▶ _Task objective_
Leave the pictures out and retype the lines from the beginning through the line with "['NYMEX', '芝加哥CBOT', '伦敦LME', '纽约NYBOT', '洲际ICE']", both ends included.

++++++

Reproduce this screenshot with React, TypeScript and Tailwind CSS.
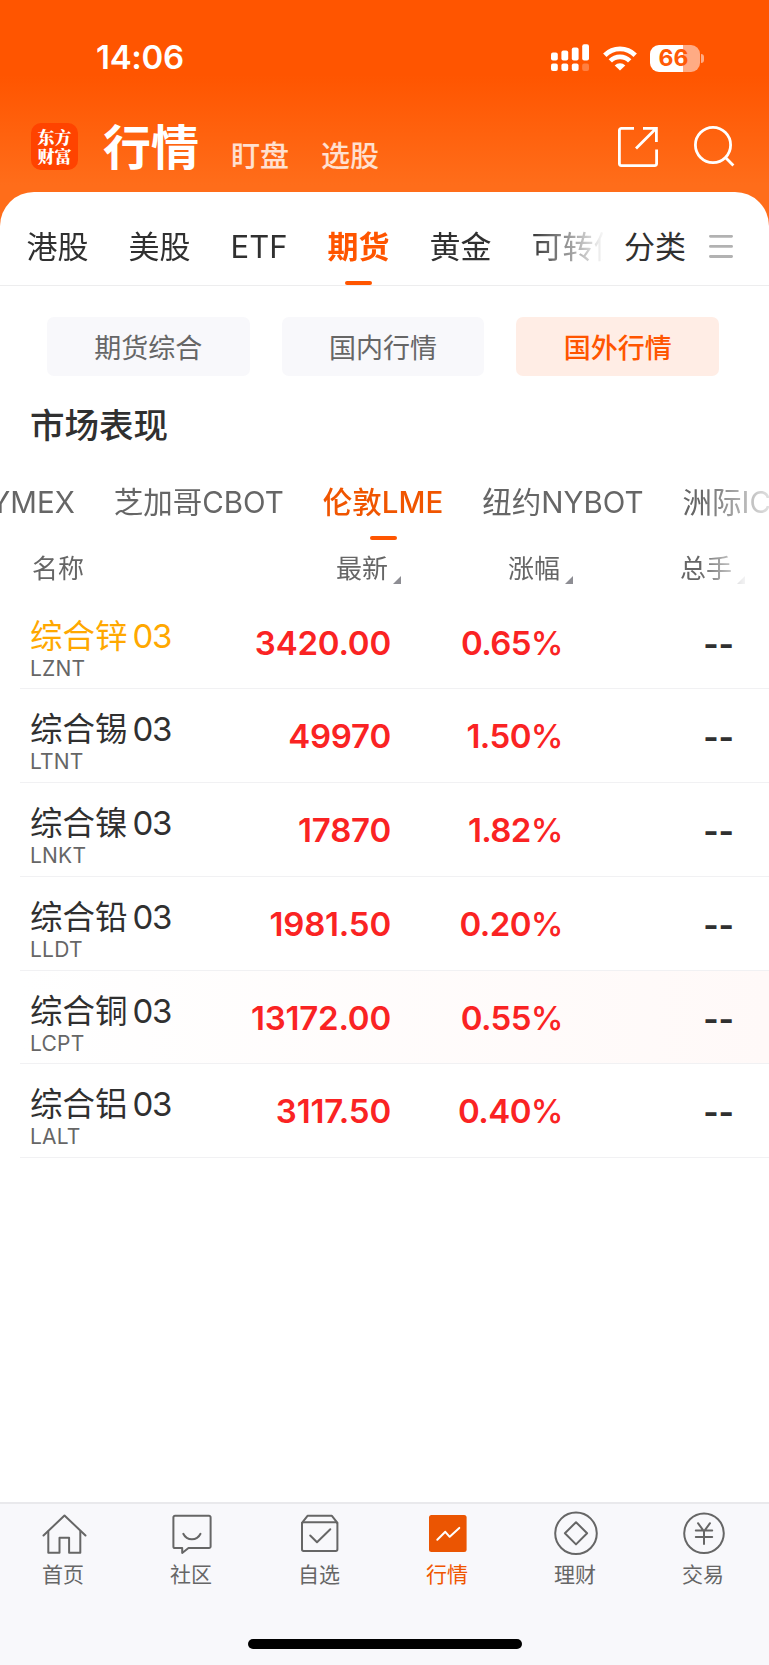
import type { ReactNode } from 'react'
import clsx from 'clsx'

type Quote = {
  name: string
  code: string
  price: string
  change: string
  watched?: boolean
  flash?: boolean
}

const quotes: Quote[] = [
  { name: '综合锌', code: 'LZNT', price: '3420.00', change: '0.65', watched: true },
  { name: '综合锡', code: 'LTNT', price: '49970', change: '1.50' },
  { name: '综合镍', code: 'LNKT', price: '17870', change: '1.82' },
  { name: '综合铅', code: 'LLDT', price: '1981.50', change: '0.20' },
  { name: '综合铜', code: 'LCPT', price: '13172.00', change: '0.55', flash: true },
  { name: '综合铝', code: 'LALT', price: '3117.50', change: '0.40' },
]

const marketTabs = ['港股', '美股', 'ETF', '期货', '黄金', '可转债']

const sections = ['期货综合', '国内行情', '国外行情']

const exchanges = ['NYMEX', '芝加哥CBOT', '伦敦LME', '纽约NYBOT', '洲际ICE']

function SignalIcon() {
  return (
    <svg className="w-[38px] h-[28px]" viewBox="0 0 38 28" fill="#fff">
      <rect x="0" y="8.5" width="6.8" height="8" rx="2" />
      <rect x="10.4" y="6.5" width="6.8" height="10" rx="2" />
      <rect x="20.8" y="3.5" width="6.8" height="13" rx="2" />
      <rect x="31.2" y="0.3" width="6.8" height="16.2" rx="2" />
      <rect x="0" y="19.6" width="6.8" height="7.4" rx="2" />
      <rect x="10.4" y="19.6" width="6.8" height="7.4" rx="2" />
      <rect x="20.8" y="19.6" width="6.8" height="7.4" rx="2" />
      <rect x="31.2" y="19.6" width="6.8" height="7.4" rx="2" opacity="0.25" />
    </svg>
  )
}

function WifiIcon() {
  return (
    <svg className="w-[34px] h-[25px]" viewBox="0 0 34 25" fill="none" stroke="#fff" strokeWidth="4.8">
      <path d="M1.8 9.2a21.6 21.6 0 0 1 30.4 0" />
      <path d="M7.3 14.9a13.8 13.8 0 0 1 19.4 0" />
      <path d="M17 24.6l-5.3-5.2a7.5 7.5 0 0 1 10.6 0z" fill="#fff" stroke="none" />
    </svg>
  )
}

function Battery() {
  return (
    <div className="flex items-center gap-px">
      <div className="flex h-[27px] w-[50px] items-center justify-center rounded-[9px] bg-[linear-gradient(to_right,#fff_66%,#ffab84_66%)] pr-[3px] text-[23px] font-bold leading-none text-[#ff5a06]">
        66
      </div>
      <div className="h-[9px] w-[3px] rounded-r-full bg-[#ffab84]" />
    </div>
  )
}

function StatusBar() {
  return (
    <div className="flex h-[115px] items-start justify-between pl-[96px] pr-[65px]">
      <span className="pt-[37px] text-[33px] font-semibold leading-[40px] tracking-[-0.3px]">14:06</span>
      <div className="flex items-center pt-[44px]">
        <SignalIcon />
        <div className="ml-[14px]">
          <WifiIcon />
        </div>
        <div className="ml-[13px]">
          <Battery />
        </div>
      </div>
    </div>
  )
}

function Header() {
  return (
    <div className="flex h-[77px] items-start pl-[31px]">
      <div className="mt-[8px] flex h-[47px] w-[47px] flex-col items-center justify-center rounded-[10px] bg-[#ff4300] pb-px font-['Noto_Serif_CJK_SC','Noto_Sans_CJK_SC',serif] text-[17px] font-black leading-[19px]">
        <span>东方</span>
        <span>财富</span>
      </div>
      <h1 className="ml-[25px] mt-[2px] text-[48px] font-bold leading-[62px]">行情</h1>
      <span className="ml-[32px] mt-[22px] text-[29px] font-medium leading-[40px] text-white/80">盯盘</span>
      <span className="ml-[32px] mt-[22px] text-[29px] font-medium leading-[40px] text-white/80">选股</span>
      <svg className="ml-auto mt-[11px] h-[41px] w-[41px]" viewBox="0 0 41 41" fill="none" stroke="#fff" strokeWidth="2.8">
        <path d="M17 2.4H4.4a2 2 0 0 0-2 2v33.2a2 2 0 0 0 2 2h33.2a2 2 0 0 0 2-2V23.5" />
        <path d="M26 2.4h13.4V16M39 2.6L19 22.5" />
      </svg>
      <svg className="ml-[36px] mr-[34px] mt-[11px] h-[41px] w-[41px]" viewBox="0 0 41 41" fill="none" stroke="#fff" strokeWidth="2.8">
        <circle cx="19" cy="19" r="17.6" />
        <path d="M31.2 31.2l8.2 8.4" />
      </svg>
    </div>
  )
}

function MarketTabs() {
  return (
    <div className="flex h-[94px] border-b border-[#ededee] text-[31px] leading-[40px] text-[#303030]">
      <div className="flex w-[603px] gap-[40px] overflow-hidden whitespace-nowrap pl-[26.5px] [mask-image:linear-gradient(to_right,#000_530px,transparent_606px)]">
        {marketTabs.map((tab) => (
          <div
            key={tab}
            className={clsx('flex shrink-0 flex-col items-center pt-[35px]', tab === '期货' && 'font-bold text-[#ff5500]')}
          >
            {tab}
            {tab === '期货' && <div className="mt-[14px] h-[4px] w-[27px] rounded-full bg-[#ff5500]" />}
          </div>
        ))}
      </div>
      <div className="pl-[21px] pt-[35px]">分类</div>
      <svg className="ml-[23px] mt-[42px] h-[25px] w-[24px]" viewBox="0 0 24 25" stroke="#b2b2b2" strokeWidth="2.8" strokeLinecap="round">
        <path d="M1.4 2.3h21.2M1.4 12.4h21.2M1.4 22.5h21.2" />
      </svg>
    </div>
  )
}

function SectionChips() {
  return (
    <div className="flex gap-[32px] pl-[47px] pr-[50px] pt-[31px]">
      {sections.map((label) => (
        <div
          key={label}
          className={clsx(
            'flex h-[59px] flex-1 items-center justify-center rounded-[7px] pt-[5px] text-[27px]',
            label === '国外行情' ? 'bg-[#ffede5] font-medium text-[#ff5500]' : 'bg-[#f8f8fb] text-[#666]',
          )}
        >
          {label}
        </div>
      ))}
    </div>
  )
}

function ExchangeTabs() {
  return (
    <div className="flex h-[69px] overflow-hidden whitespace-nowrap text-[29.5px] leading-[40px] text-[#666] [mask-image:linear-gradient(to_right,#000_700px,rgba(0,0,0,0.2)_769px)]">
      <div className="-ml-[32px] flex gap-[39px]">
        {exchanges.map((name) => (
          <div
            key={name}
            className={clsx('flex shrink-0 flex-col items-center', name === '伦敦LME' && 'font-medium text-[#f05500]')}
          >
            {name}
            {name === '伦敦LME' && <div className="mt-[14px] h-[4px] w-[27px] rounded-full bg-[#ff5500]" />}
          </div>
        ))}
      </div>
    </div>
  )
}

function SortLabel({ children }: { children: ReactNode }) {
  return (
    <div className="flex h-[36px] items-end justify-end gap-[5px]">
      {children}
      <svg className="mb-[3px] h-[8px] w-[8px]" viewBox="0 0 8 8" fill="#8d8d93">
        <path d="M8 0v8H0z" />
      </svg>
    </div>
  )
}

function TableHead() {
  return (
    <div className="grid h-[44.5px] grid-cols-[401px_172px_172px] items-start text-[26px] leading-[36px] text-[#666] [mask-image:linear-gradient(to_right,#000_700px,transparent_750px)]">
      <div className="flex justify-between pl-[32px]">
        <span>名称</span>
        <SortLabel>最新</SortLabel>
      </div>
      <SortLabel>涨幅</SortLabel>
      <SortLabel>总手</SortLabel>
    </div>
  )
}

function QuoteRow({ quote }: { quote: Quote }) {
  return (
    <div
      className={clsx(
        'ml-[20px] flex h-[93.8px] border-b border-[#f1f1f3] text-[33px] leading-[40px]',
        quote.flash && 'bg-linear-to-r from-white to-[#fff9f8]',
      )}
    >
      <div className="w-[170px] shrink-0 pl-[10px] pt-[20px]">
        <div className={clsx('flex items-baseline gap-[5px]', quote.watched ? 'text-[#ffa800]' : 'text-[#303030]')}>
          <span className="text-[32.5px]">{quote.name}</span>
          <span className="tracking-[-1.3px]">03</span>
        </div>
        <div className="text-[21px] leading-[24px] tracking-[0.2px] text-[#666]">{quote.code}</div>
      </div>
      <div className="w-[201px] pt-[27px] text-right font-semibold tracking-[-0.2px] text-[#fa2323]">{quote.price}</div>
      <div className="w-[172px] pt-[27px] text-right font-semibold tracking-[-0.6px] text-[#fa2323]">
        {quote.change}
        <span className="font-medium">%</span>
      </div>
      <div className="flex-1 pr-[35px] pt-[28px] text-right font-bold text-[#303030]">--</div>
    </div>
  )
}

const navItems: { label: string; active?: boolean; icon: ReactNode }[] = [
  {
    label: '首页',
    icon: (
      <>
        <path d="M1.5 23.5L22.5 3.5l21 20" />
        <path d="M6.3 19.5v21.3h11.2V25.7h9.6v15.1h11.2V19.5" />
      </>
    ),
  },
  {
    label: '社区',
    icon: (
      <>
        <path d="M5 3.8h34a1.6 1.6 0 0 1 1.6 1.6v29a1.6 1.6 0 0 1-1.6 1.6H18.5l-6.3 5V36H5a1.6 1.6 0 0 1-1.6-1.6v-29A1.6 1.6 0 0 1 5 3.8z" />
        <path d="M13.3 21.8c3.6 7.4 13.6 7.4 17.2 0" />
      </>
    ),
  },
  {
    label: '自选',
    icon: (
      <>
        <rect x="4" y="10.3" width="35.4" height="28.6" rx="1.6" />
        <path d="M4 10.8l5.5-7h24.4l5.5 7" />
        <path d="M12.2 23.5l6.8 6.8 13.3-13" />
      </>
    ),
  },
  {
    label: '行情',
    active: true,
    icon: (
      <>
        <rect x="3" y="3" width="37.6" height="37" rx="2.5" fill="#eb5502" stroke="none" />
        <path d="M11.3 27.7l8-7.9 4.4 5 9.6-8.9" stroke="#fff" />
      </>
    ),
  },
  {
    label: '理财',
    icon: (
      <>
        <circle cx="22" cy="21.3" r="20.8" />
        <path d="M22 10.2l11.1 11.1L22 32.4 10.9 21.3z" />
      </>
    ),
  },
  {
    label: '交易',
    icon: (
      <>
        <circle cx="22" cy="21.3" r="19.8" />
        <path d="M16 11.2l6 8.2 6-8.2M22 19.4V32M13.8 18.6h16.4M13.8 25h16.4" />
      </>
    ),
  },
]

function BottomNav() {
  return (
    <nav className="flex h-[163px] shrink-0 flex-col items-center border-t-2 border-[#e9e9ec] bg-[#f8f8fb]">
      <div className="flex w-[768px] self-start text-[21px] leading-[28px] text-[#666]">
        {navItems.map((item) => (
          <div
            key={item.label}
            className={clsx('flex flex-1 flex-col items-center pt-[8px]', item.active && 'text-[#f05500]')}
          >
            <svg
              className="h-[44px] w-[44px] overflow-visible"
              viewBox="0 0 44 44"
              fill="none"
              stroke="#666"
              strokeWidth="2"
              strokeLinecap="round"
              strokeLinejoin="round"
            >
              {item.icon}
            </svg>
            <span className="mr-[2px] mt-[5px]">{item.label}</span>
          </div>
        ))}
      </div>
      <div className="mb-[16px] mt-auto h-[10px] w-[274px] rounded-full bg-black" />
    </nav>
  )
}

export default function App() {
  return (
    <div className="flex h-[1665px] w-[769px] flex-col overflow-hidden bg-[linear-gradient(to_bottom,#ff5500_75px,#ff6d1a_185px)] font-['Inter','Noto_Sans_CJK_SC',sans-serif]">
      <header className="shrink-0 text-white">
        <StatusBar />
        <Header />
      </header>
      <main className="flex-1 rounded-t-[34px] bg-white">
        <MarketTabs />
        <SectionChips />
        <h2 className="pl-[30px] pt-[29px] text-[34.5px] font-medium leading-[42px] text-[#303030]">市场表现</h2>
        <div className="pt-[35px]">
          <ExchangeTabs />
        </div>
        <TableHead />
        <div>
          {quotes.map((quote) => (
            <QuoteRow key={quote.code} quote={quote} />
          ))}
        </div>
      </main>
      <BottomNav />
    </div>
  )
}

++++++

▶ _Worked solution_
Reproduce this screenshot with React, TypeScript and Tailwind CSS.
import type { ReactNode } from 'react'
import clsx from 'clsx'

type Quote = {
  name: string
  code: string
  price: string
  change: string
  watched?: boolean
  flash?: boolean
}

const quotes: Quote[] = [
  { name: '综合锌', code: 'LZNT', price: '3420.00', change: '0.65', watched: true },
  { name: '综合锡', code: 'LTNT', price: '49970', change: '1.50' },
  { name: '综合镍', code: 'LNKT', price: '17870', change: '1.82' },
  { name: '综合铅', code: 'LLDT', price: '1981.50', change: '0.20' },
  { name: '综合铜', code: 'LCPT', price: '13172.00', change: '0.55', flash: true },
  { name: '综合铝', code: 'LALT', price: '3117.50', change: '0.40' },
]

const marketTabs = ['港股', '美股', 'ETF', '期货', '黄金', '可转债']

const sections = ['期货综合', '国内行情', '国外行情']

const exchanges = ['NYMEX', '芝加哥CBOT', '伦敦LME', '纽约NYBOT', '洲际ICE']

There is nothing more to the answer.